From now on, I'll combine it under the umbrella term "Geometric Deep Learning".

> A major difference compared to classical deep neural networks dealing with grid-structured data is that on graphs such operations are permutation-invariant, i.e. independent of the order of neighbour nodes, as there is usually no canonical way of ordering them.

As of 2020, we have two professionally maintained libraries that can be used to build GDL models, namely [PyTorch Geometric](https://pytorch-geometric.readthedocs.io/en/latest/) and [DGL](https://www.dgl.ai/). 

[This](http://geometricdeeplearning.com/) website has a collection of tutorials, papers and code on GDL.

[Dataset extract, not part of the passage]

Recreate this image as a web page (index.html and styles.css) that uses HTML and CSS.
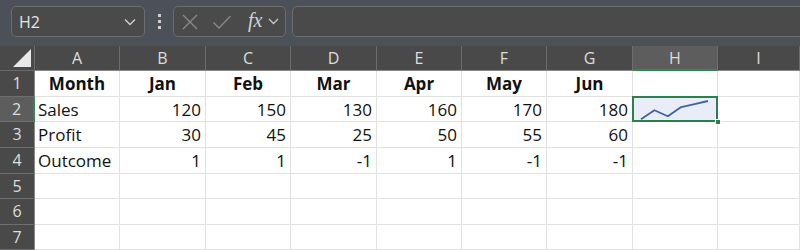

Some nice latest talks on GDL:
- [Microsoft](https://www.youtube.com/watch?v=zCEYiCxrL_0)
- [Prof. Xavier Bresson](https://www.youtube.com/watch?v=VXNjCAmb6Zw)
- [Institute for Advanced Study](https://www.youtube.com/watch?v=USfNJNePDKQ)
- [Stanford](https://www.youtube.com/watch?v=YrhBZUtgG4E)

So, the path ahead is clear: watch these lectures, read basic papers, get the theory clear, look up code implementations, and finally switch to our dataset. A number of recent works on GDL involve other fields like NLP, CV, RL, Encoders, GANs etc, and we might need to study them up later.

Starting with [this](https://www.youtube.com/watch?v=zCEYiCxrL_0) video lecture. Summary: 
- Distributed Embeddings
- Graph repn of problem -> repn of each node using Dist. Embd.
- Neural Message Passing
- Invariance through unification operation
- Two types - Gated GNNs and GCNs
- Applications - molecular chemistry, finding bugs in code
- Special cases - CNNs, Deep Sets

In [3]:
print('Day 3')

Day 3


[This](https://arxiv.org/abs/1609.02907) is the seminal paper on GCNs by Kipf and Welling (ICLR 2017)

`../papers/GCN-Kipf-2017.pdf` has reading highlights, notes, etc. After a reading, we can move on to look at implementations in PyTorch. Notes:
- Spectral Graph Convs and Chebyshev Polynomials on Laplacians, etc; most math isn't clear rn.